Die verholen kritiek wordt gedeeld door Jessica Durlacher, de jongere van Vrij Nederland zal ik maar zeggen, die doodmoe wordt van de ironische woordspelingen en cynismen. Aan Vrij Nederland, dat ook al niet opent met Giphart, is de door Goedkoop gesignaleerde diepgang kennelijk geheel voorbij gegaan.

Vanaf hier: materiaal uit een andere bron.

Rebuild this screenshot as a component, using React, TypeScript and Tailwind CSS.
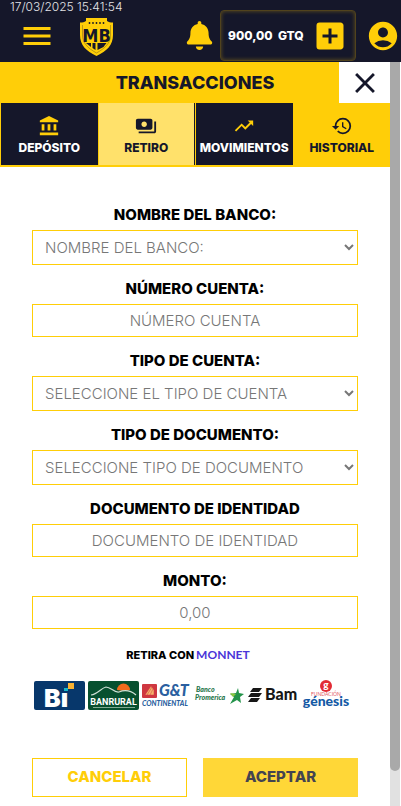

Inmiddels vlogen de Gipharts over de toonbank en dat zat De Groene Amsterdammer toch niet lekker. Een week na de late Volkskrant-recensie viel De Groene in de bus. ronald giphart - de zege van een rasopportunist riep het omslag. Drie pagina's lang zette Joost Niemöller Van Erkelens aanval voort omdat dit ‘van belang voor de Nederlandse literatuurgeschiedenis is’. Het was geen recensie, dus ik hoef er gelukkig verder niets over te zeggen. Wellicht zijn rancune en ressentiment helemaal niet zo eenvoudig in een recensie te veredelen en te sublimeren. Die ventileer je makkelijker in een cover story.
naschrift: Wat bleek bij het ter perse gaan van dit nummer? De redactie van de Volkskrant kwam onder de indruk van Gipharts succes en wilde de jongerenboot liever toch niet missen. Op 3 januari opende het boekenkatern Cicero alsnog met een paginagroot interview, waarin Aleid Truijens de schrijver uit laat leggen dat humor een ernstige zaak is.